Once an asset is treated as a liability, capital behavior changes predictably. Reinvestment halts. Follow-on exposure is avoided. Refinancing becomes defensive rather than growth-oriented. Capital reallocates elsewhere, often without formal exit announcements. This occurs even when the asset remains operationally critical and heavily used. High utilization does not offset balance sheet drag. Capital does not wait for visible failure; it exists when carrying cost exceeds strategic value. This reallocation is often misread externally as patience or long-term commitment, when in fact it reflects disengagement already priced into internal models. By the time the flight is visible, the decision is no longer reversible.
Not all infrastructure liabilities reflect structural weakness. External shocks, macroeconomic shifts, force majeure events, and global capital repricing can temporarily distort balance sheet treatment. Some write-downs are unavoidable and do not imply long-term rejection. This framework explains persistent, internally driven liability classification, not every instance of underperformance. It also does not claim inevitability. What accelerates liability status is not adversity alone, but prolonged ambiguity and silence. Where uncertainty persists without resolution, balance sheets adjust defensively. This article describes capital logic, not universal outcomes.

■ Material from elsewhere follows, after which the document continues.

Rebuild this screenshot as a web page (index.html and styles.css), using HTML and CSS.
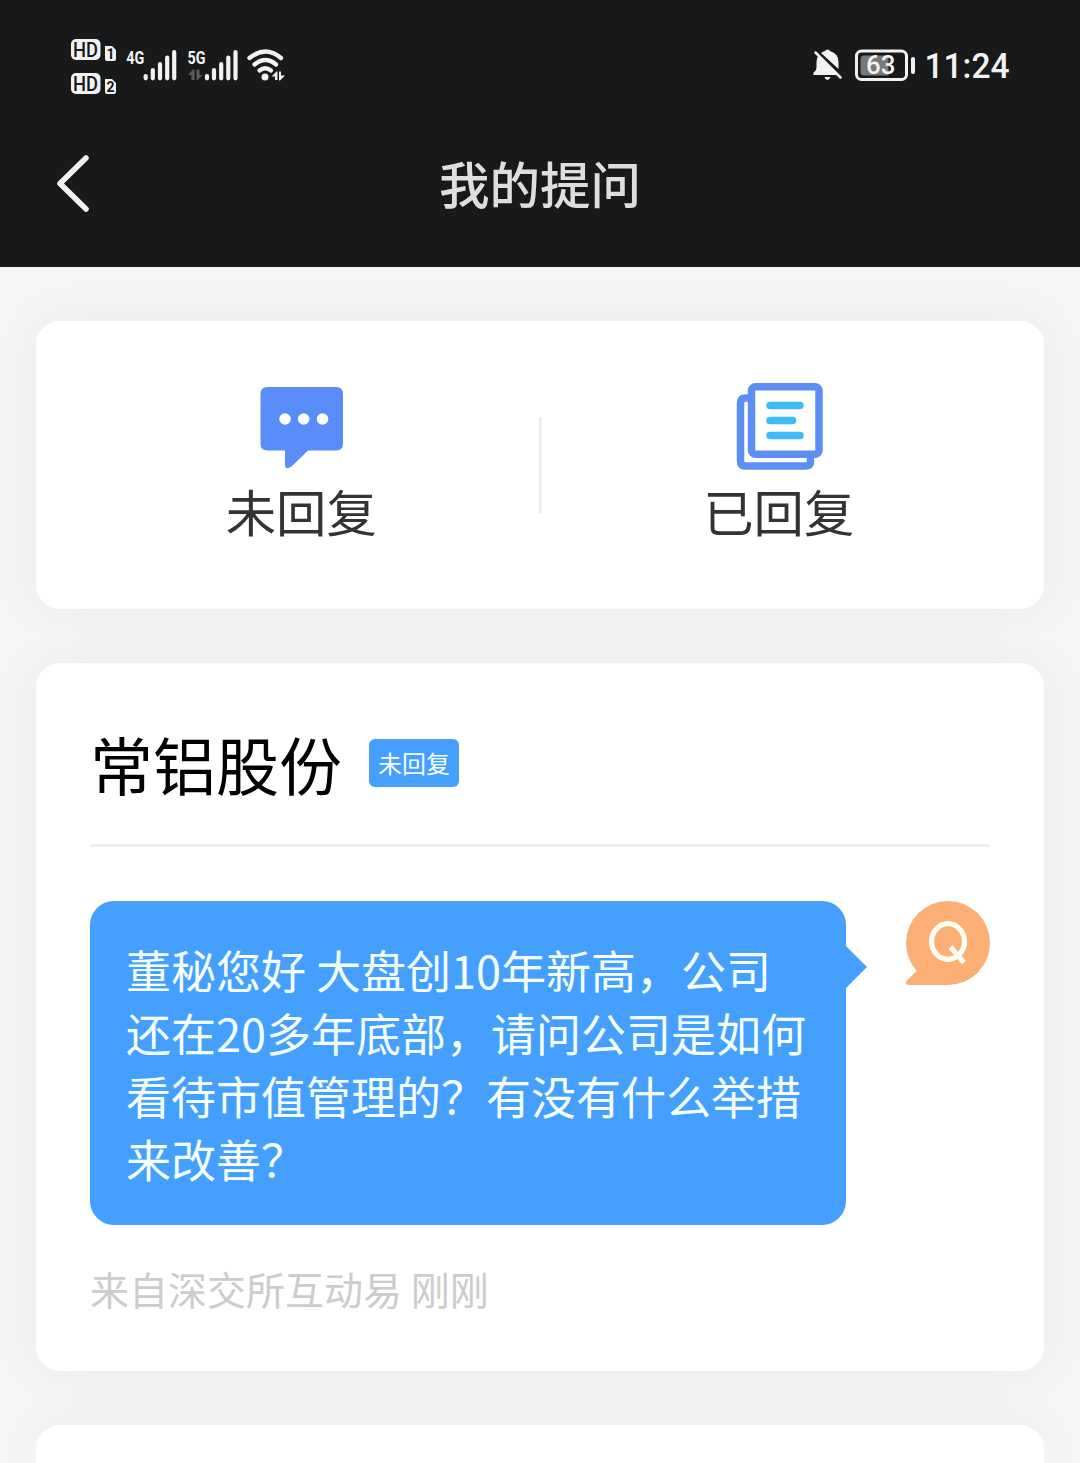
FILE: index.html
```html
<!DOCTYPE html>
<html lang="zh-CN">
<head>
<meta charset="utf-8">
<title>我的提问</title>
<link rel="stylesheet" href="styles.css">
</head>
<body>
<header class="header">
  <div class="status">
    <svg class="status-left" viewBox="60 30 240 75" width="240" height="75">
      <g fill="#f2f2f2">
        <rect x="71" y="39" width="29.5" height="21" rx="5"/>
        <rect x="71" y="73" width="29.5" height="21" rx="5"/>
        <path d="M105 46h7l4 4v9q0 2-2 2h-7q-2 0-2-2z"/>
        <path d="M105 79h7l4 4v9q0 2-2 2h-7q-2 0-2-2z"/>
      </g>
      <g class="hd">
        <text x="73" y="56.500" textLength="25" lengthAdjust="spacingAndGlyphs">HD</text>
        <text x="73" y="90.500" textLength="25" lengthAdjust="spacingAndGlyphs">HD</text>
      </g>
      <text class="sim" x="110.500" y="58.500">1</text>
      <text class="sim" x="110.500" y="91.700">2</text>
      <text class="net" x="126.300" y="63.500" textLength="18" lengthAdjust="spacingAndGlyphs">4G</text>
      <text class="net" x="187.500" y="63.500" textLength="18" lengthAdjust="spacingAndGlyphs">5G</text>
      <g stroke="#f2f2f2" stroke-width="4.200" stroke-linecap="round">
        <path d="M145.700 76v2.300M152.800 70v8.300M160 64v14.300M167.200 57.500v20.800M174.200 52v26.300"/>
        <path d="M207 76v2.300M214 70v8.300M221.200 64v14.300M228.300 57.500v20.800M235.500 52v26.300"/>
      </g>
      <path fill="#5a5b5c" d="M188 75l5-5.500h1.500V80h-3v-5zM196.500 69.500h3V75h3L197.500 80h-1z"/>
      <g fill="none" stroke="#f2f2f2" stroke-width="4.300" stroke-linecap="round">
        <path d="M249.500 58Q265.500 45 281 58"/>
        <path d="M254.500 64.500Q265.500 55.500 276 64.500"/>
        <path d="M259.500 70.500Q265.300 66 271 70.500"/>
      </g>
      <circle cx="265" cy="77" r="3.500" fill="#f2f2f2"/>
      <path fill="#f2f2f2" d="M271.500 76.500l5-5h1V80h-2.500v-3.500zM279 71.500h2v4h4L280 80.500h-1z"/>
    </svg>
    <svg class="status-right" viewBox="800 35 220 60" width="220" height="60">
      <path fill="#f2f2f2" d="M813.500 75v-2.500q3-2 3-5.500v-5q0-4 2-6.800L838.500 75zM821 53q2-1.500 4-2 .5-1.500 2.500-1.500t2.500 1.500q8.500 2.500 8.500 11v7zM824.500 77h6q-.8 3-3 3t-3-3z"/>
      <path d="M815.500 52.500L840.500 77.500" stroke="#f2f2f2" stroke-width="2.500" stroke-linecap="round"/>
      <rect x="856.500" y="51" width="50" height="28.500" rx="5" fill="none" stroke="#f2f2f2" stroke-width="3"/>
      <path d="M864 55.500h24.500v20H864q-3.500 0-3.500-3.500v-13q0-3.500 3.500-3.500z" fill="#77787a"/>
      <rect x="911" y="57" width="4" height="17" rx="2" fill="#f2f2f2"/>
      <text class="battery" x="866" y="74" textLength="29.500" lengthAdjust="spacingAndGlyphs">63</text>
      <text class="time" x="924.500" y="78" textLength="85" lengthAdjust="spacingAndGlyphs">11:24</text>
    </svg>
  </div>
  <div class="nav">
    <svg class="back" viewBox="0 0 40 64" width="40" height="64"><path d="M34 6L8 31.500L34 57" fill="none" stroke="#f2f2f2" stroke-width="5.500" stroke-linecap="round" stroke-linejoin="round"/></svg>
    <h1 class="nav-title">我的提问</h1>
  </div>
</header>
<main class="content">
  <section class="card tabs">
    <div class="tab">
      <svg viewBox="-1 0 90 90" width="90" height="90">
        <path fill="#588cf8" d="M10.500 6H79q7 0 7 7V62.500q0 7-7 7H51L34.500 85.500Q28 90 28 83V69.500H10.500q-7 0-7-7V13q0-7 7-7z"/>
        <g fill="#fff"><circle cx="28" cy="38" r="5.800"/><circle cx="46.700" cy="38" r="5.800"/><circle cx="65.500" cy="38" r="5.800"/></g>
      </svg>
      <span class="tab-label">未回复</span>
    </div>
    <div class="divider"></div>
    <div class="tab">
      <svg viewBox="0 0 90 90" width="90" height="90">
        <g fill="none" stroke="#5d8ff2" stroke-width="7.500">
          <path d="M16.500 17H11.500q-5 0-5 5v58q0 5 5 5h60q5 0 5-5V75"/>
          <rect x="17.500" y="5.800" width="67.500" height="67.500" rx="4"/>
        </g>
        <path d="M36 24.500h30M36 39.500h22.500M36 54.500h30" stroke="#41bbf5" stroke-width="7.500" stroke-linecap="round"/>
      </svg>
      <span class="tab-label">已回复</span>
    </div>
  </section>
  <article class="card question">
    <div class="question-head">
      <h2 class="company">常铝股份</h2>
      <span class="tag">未回复</span>
    </div>
    <div class="message">
      <p class="bubble">董秘您好 大盘创10年新高，公司还在20多年底部，请问公司是如何看待市值管理的？有没有什么举措来改善？</p>
      <svg class="avatar" viewBox="0 0 84 84" width="84" height="84">
        <circle cx="42" cy="42" r="42" fill="#fcaf74"/>
        <path fill="#fcaf74" d="M42 84H3Q0 84 0 81.500Q0 80.500 1 79.500L10.700 70L42 42z"/>
        <g fill="none" stroke="#fffdf5" stroke-width="5.200"><ellipse cx="42" cy="40.500" rx="16.500" ry="17.800"/><path d="M44.500 46L58 61.500"/></g>
      </svg>
    </div>
    <p class="meta">来自深交所互动易 刚刚</p>
  </article>
  <article class="card next"></article>
</main>
</body>
</html>
```

FILE: styles.css
```css
* { box-sizing: border-box; }

body {
  margin: 0;
  background: #f5f5f5;
  font-family: "Noto Sans CJK SC", sans-serif;
}

h1, h2, p { margin: 0; font-weight: 400; }

svg { display: block; flex: none; }

.header {
  height: 267px;
  background: #18191b;
}

.status {
  display: flex;
  justify-content: space-between;
  height: 105px;
  padding: 30px 60px 0;
}

.status-right { margin-top: 5px; }

.hd { font: 500 20px Roboto, sans-serif; fill: #18191b; }
.sim { font: 700 14px Roboto, sans-serif; fill: #18191b; text-anchor: middle; }
.net { font: 700 19px Roboto, sans-serif; fill: #f2f2f2; }
.battery { font: 500 26px Roboto, sans-serif; fill: #f2f2f2; }
.time { font: 500 35px Roboto, sans-serif; fill: #f2f2f2; }

.nav {
  display: grid;
  grid-template-columns: 100px 1fr 100px;
  align-items: center;
  height: 158px;
}

.back { margin-left: 52px; }

.nav-title {
  padding-bottom: 4px;
  text-align: center;
  font-size: 50.5px;
  line-height: 74px;
  font-weight: 500;
  color: #dedede;
}

.content {
  display: flex;
  flex-direction: column;
  gap: 54px;
  padding: 54px 36px 0;
}

.card {
  background: #fff;
  border-radius: 24px;
  box-shadow: 0 0 54px rgba(0, 0, 0, 0.045);
}

.tabs {
  display: grid;
  grid-template-columns: 1fr 3px 1fr;
  height: 288px;
}

.tab {
  display: flex;
  flex-direction: column;
  align-items: center;
  padding-top: 60px;
}

.tab:first-child { padding-left: 28px; }
.tab:last-child { padding-right: 28px; }

.tab-label {
  margin-top: 3px;
  font-size: 50.400px;
  line-height: 74px;
  color: #333;
}

.divider {
  height: 96px;
  margin-top: 96px;
  background: #eee;
}

.question {
  height: 708px;
  padding: 0 54px;
}

.question-head {
  display: flex;
  align-items: center;
  gap: 27px;
  height: 184px;
  padding-top: 18px;
  border-bottom: 3px solid #eee;
}

.company {
  font-size: 63px;
  line-height: 90px;
  color: #000;
}

.tag {
  width: 90px;
  height: 48px;
  border-radius: 6px;
  background: #459fff;
  color: #f5ffff;
  font-size: 24px;
  line-height: 48px;
  text-align: center;
}

.message {
  display: flex;
  justify-content: space-between;
  margin-top: 54px;
}

.bubble {
  position: relative;
  width: 756px;
  height: 324px;
  padding: 37px 36px 35px;
  border-radius: 24px;
  background: #459fff;
  color: #f5ffff;
  font-size: 45px;
  line-height: 63px;
}

.bubble::after {
  content: "";
  position: absolute;
  left: 100%;
  top: 45px;
  border: 21px solid transparent;
  border-left-color: #459fff;
  border-right: 0;
}

.meta {
  margin-top: 34px;
  font-size: 39px;
  line-height: 58px;
  color: #ccc;
}

.next {
  height: 38px;
  border-radius: 24px 24px 0 0;
}
```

Infrastructure assets rarely collapse overnight. They degrade quietly through reclassification, impairment, and internal repricing. Liability status emerges on balance sheets long before it appears in public discourse. By the time exits or write-downs are visible, the underlying decisions are already settled. Capital does not punish infrastructure for ambition or necessity. It reallocates when uncertainty overwhelms predictability. Understanding this sequence explains why exits are quiet, why explanations are sparse, and why operational success can coexist with capital withdrawal. Infrastructure does not fail publicly first. It fails privately, on balance sheets, where capital decisions are actually made.